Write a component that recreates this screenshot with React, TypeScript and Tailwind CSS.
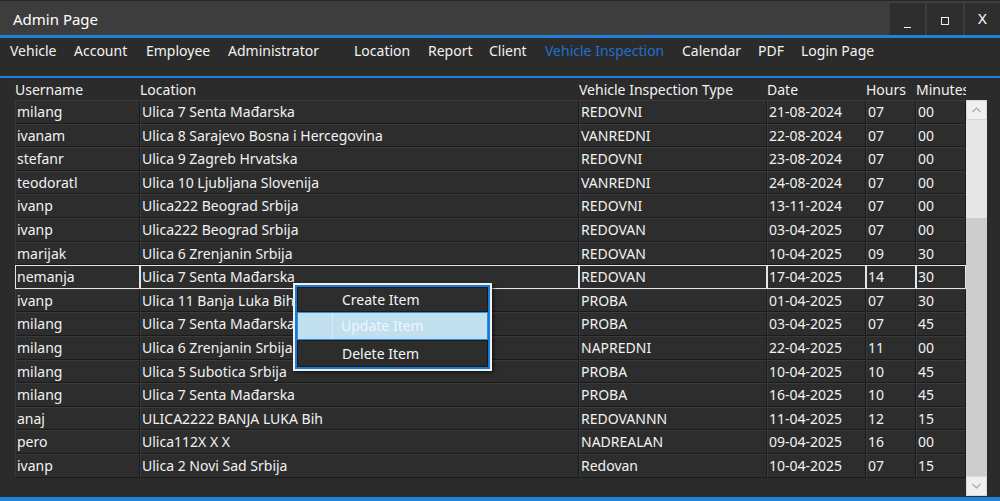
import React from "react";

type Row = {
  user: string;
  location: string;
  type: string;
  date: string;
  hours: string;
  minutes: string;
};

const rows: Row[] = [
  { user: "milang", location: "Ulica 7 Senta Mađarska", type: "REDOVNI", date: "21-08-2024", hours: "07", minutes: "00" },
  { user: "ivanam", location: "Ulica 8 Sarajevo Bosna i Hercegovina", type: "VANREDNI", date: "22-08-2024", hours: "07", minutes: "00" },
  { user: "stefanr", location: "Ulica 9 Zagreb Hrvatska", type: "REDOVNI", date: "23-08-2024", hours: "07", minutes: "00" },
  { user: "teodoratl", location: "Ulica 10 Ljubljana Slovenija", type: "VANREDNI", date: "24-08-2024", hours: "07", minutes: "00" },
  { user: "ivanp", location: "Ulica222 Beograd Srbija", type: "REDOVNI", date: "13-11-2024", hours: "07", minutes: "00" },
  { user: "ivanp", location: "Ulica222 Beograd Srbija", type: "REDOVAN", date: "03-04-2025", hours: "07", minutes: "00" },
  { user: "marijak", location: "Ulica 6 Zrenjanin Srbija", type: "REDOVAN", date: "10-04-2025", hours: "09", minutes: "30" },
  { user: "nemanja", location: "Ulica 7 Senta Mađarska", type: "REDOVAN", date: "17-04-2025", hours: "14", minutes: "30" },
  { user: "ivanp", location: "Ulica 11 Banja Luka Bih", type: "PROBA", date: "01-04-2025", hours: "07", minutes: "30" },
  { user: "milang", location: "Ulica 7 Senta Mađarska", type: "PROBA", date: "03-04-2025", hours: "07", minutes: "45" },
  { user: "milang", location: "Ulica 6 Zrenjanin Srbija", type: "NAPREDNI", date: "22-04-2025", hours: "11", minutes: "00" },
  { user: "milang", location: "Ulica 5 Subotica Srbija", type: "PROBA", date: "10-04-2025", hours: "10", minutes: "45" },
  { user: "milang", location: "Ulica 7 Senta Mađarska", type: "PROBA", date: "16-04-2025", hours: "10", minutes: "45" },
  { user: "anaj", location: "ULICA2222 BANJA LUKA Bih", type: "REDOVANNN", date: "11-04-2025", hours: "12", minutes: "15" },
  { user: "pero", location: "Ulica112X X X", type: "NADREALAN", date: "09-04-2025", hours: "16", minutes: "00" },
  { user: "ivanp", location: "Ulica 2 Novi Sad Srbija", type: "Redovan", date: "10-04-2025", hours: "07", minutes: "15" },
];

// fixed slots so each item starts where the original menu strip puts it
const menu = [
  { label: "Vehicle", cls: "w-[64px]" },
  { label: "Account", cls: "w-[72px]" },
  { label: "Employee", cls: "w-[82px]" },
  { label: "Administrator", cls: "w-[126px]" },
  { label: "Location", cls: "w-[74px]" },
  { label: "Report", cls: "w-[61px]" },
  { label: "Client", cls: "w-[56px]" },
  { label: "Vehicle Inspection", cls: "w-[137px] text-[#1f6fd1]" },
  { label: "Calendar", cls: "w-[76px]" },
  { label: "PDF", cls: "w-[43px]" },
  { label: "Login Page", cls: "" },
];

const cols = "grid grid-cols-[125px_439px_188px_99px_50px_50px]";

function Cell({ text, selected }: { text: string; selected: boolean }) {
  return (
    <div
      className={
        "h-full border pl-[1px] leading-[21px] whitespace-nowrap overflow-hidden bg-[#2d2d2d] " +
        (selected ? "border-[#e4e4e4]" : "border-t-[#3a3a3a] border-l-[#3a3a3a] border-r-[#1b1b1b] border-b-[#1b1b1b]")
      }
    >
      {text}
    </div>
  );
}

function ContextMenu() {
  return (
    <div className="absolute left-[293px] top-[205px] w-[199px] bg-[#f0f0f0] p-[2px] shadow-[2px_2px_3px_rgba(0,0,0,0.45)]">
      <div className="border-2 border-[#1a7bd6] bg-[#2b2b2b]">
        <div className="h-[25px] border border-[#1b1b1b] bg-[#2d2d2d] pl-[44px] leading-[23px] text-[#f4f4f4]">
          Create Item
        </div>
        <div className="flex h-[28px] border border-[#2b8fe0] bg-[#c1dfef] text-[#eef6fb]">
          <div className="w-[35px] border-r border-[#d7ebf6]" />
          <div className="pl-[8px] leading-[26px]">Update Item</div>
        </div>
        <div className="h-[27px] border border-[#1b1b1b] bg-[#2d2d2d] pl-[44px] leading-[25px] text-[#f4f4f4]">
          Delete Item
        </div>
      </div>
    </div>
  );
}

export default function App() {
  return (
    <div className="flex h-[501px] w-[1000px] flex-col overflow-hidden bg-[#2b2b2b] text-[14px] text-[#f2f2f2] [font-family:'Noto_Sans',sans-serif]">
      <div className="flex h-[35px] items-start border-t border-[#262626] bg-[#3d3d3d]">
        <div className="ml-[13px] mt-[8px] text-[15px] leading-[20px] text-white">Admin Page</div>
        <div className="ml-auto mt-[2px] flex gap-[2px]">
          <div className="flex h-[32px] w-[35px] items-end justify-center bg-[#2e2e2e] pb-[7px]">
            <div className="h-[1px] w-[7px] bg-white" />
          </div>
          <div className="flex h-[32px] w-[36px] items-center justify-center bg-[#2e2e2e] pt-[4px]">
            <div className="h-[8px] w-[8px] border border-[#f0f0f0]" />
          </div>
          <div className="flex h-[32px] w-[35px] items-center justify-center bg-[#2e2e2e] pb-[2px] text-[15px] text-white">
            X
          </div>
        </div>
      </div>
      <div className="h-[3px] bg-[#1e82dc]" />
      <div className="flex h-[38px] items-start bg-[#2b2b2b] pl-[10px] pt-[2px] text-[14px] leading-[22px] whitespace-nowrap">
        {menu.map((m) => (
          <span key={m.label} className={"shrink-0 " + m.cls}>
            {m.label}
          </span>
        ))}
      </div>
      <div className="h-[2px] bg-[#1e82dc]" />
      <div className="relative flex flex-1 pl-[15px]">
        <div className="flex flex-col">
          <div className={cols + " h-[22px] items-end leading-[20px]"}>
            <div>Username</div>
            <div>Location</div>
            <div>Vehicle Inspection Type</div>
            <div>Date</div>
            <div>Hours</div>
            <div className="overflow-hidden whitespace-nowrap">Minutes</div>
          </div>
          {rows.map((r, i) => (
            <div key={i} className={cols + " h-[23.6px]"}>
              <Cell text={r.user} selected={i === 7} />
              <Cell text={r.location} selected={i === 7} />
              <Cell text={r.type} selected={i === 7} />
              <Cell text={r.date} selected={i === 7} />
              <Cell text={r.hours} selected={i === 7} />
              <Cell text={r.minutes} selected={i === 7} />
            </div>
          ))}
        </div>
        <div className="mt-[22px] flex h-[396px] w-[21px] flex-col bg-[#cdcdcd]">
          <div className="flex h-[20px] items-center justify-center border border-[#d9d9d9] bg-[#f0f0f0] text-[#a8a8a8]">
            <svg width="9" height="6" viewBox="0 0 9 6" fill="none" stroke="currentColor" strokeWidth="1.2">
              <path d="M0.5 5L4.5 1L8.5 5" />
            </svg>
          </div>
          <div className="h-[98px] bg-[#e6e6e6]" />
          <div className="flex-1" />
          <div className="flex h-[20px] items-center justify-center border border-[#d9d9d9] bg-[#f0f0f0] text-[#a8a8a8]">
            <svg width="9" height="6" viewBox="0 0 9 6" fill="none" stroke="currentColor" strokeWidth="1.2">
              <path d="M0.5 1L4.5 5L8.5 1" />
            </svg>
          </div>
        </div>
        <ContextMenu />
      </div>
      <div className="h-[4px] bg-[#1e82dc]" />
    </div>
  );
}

******************************

■ **Given task**:
Compute the number of lines above that contain the string "React". Reply with that value only.

■ **Response to the exercise**:
2